Ce qui n'empêche pas les communistes, avec ce sang sur leurs mains, de
se présenter impudemment aux élections sans affoler les couches
pacifiques de la société. Alors, quand on prétend « avoir peur » de ce
qu'on appelle « l'extrême droite » en France (abusivement, d'ailleurs,
car en réalité c'est un mouvement jacobin), il me semble qu'on approche
dangereusement de la provocation.
On nous l'a pourtant assez seriné, que le rejet,
l'exclusion,étaient mauvais. «Le mépris n'a jamais été une forme d'intelligence
». disait Gabriel Marcel. Pourquoi, au lieu de rejeter et d'exclure, ne pas plutôt se
demander si on n'a pas soi-même quelques torts ? Ah ! Je
préfère voir la paille dans les yeux des autres plutôt que la poutre
dans les miens ! Mais quel est ce
manichéisme insensé ? Est-ce que je me prends vraiment pour un innocent ?
Pourtant, il ne semble pas que les dernières années de la V" République soient sans tache. Sans évoquer le
chômage,
la corruption et « l'insécurité » (euphémisme politiquement
correct !), ne sommes-nous pas tous censés avoir voix au chapitre et être donc responsables d'une
immigration incontrôlée, irrespectueuse de la dignité des
immigrés ? De la dette toujours due à la mémoire des harkis et à
leurs descendants ? De la condition inquiétante où se trouve notre Education nationale ? De la désagrégation savamment
ourdie
de notre armée ? De la débandade de la francophonie ?
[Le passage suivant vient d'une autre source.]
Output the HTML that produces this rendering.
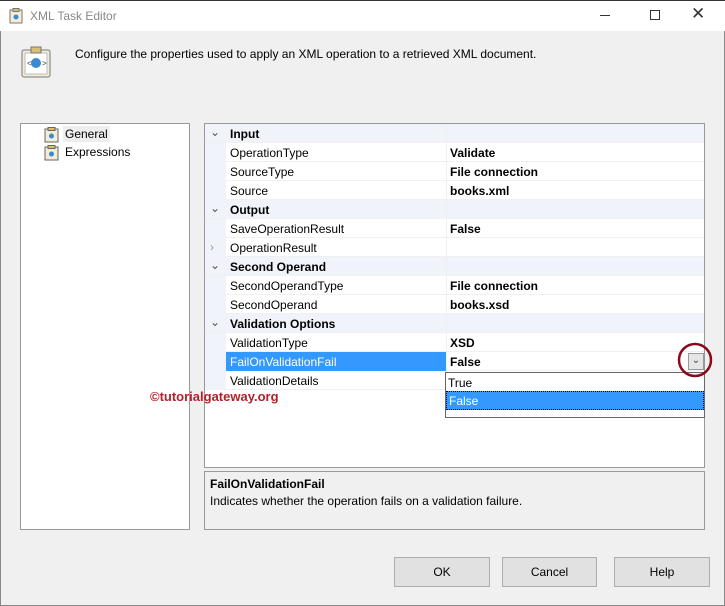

Du mauvais coup où nous avons trempé en Yougoslavie en bombardant les populations civiles d'une nation avec
laquelle nous n'étions pas en guerre?
Bien sûr, nous nous posons des questions sur notre avenir. Nous nous demandons entre autres si, après s'être
octroyés quelques frissons, les Français sauront en tirer aucune leçon humble et féconde, ou si la
pensée unique continuera à nous passer en boucle son disque moralisateur et débilitant.
Il pourrait y avoir pire. Depuis que
la France est coupée en deux (exactement depuis le 21 janvier 1793) et qu'aucun chef d'Etat de droite ni de gauche n'a rien fait pour en recoller les morceaux, la guerre civile gronde en
sourdine. Or, c'est elle dont, par nos injures et nos
malédictions mutuelles, nous risquons de devenir les instigateurs.
Plutôt que de nous maudire, ne vaudrait-il pas mieux essayer de nous
comprendre ? Maudire, il est vrai, demande moins d'efforts.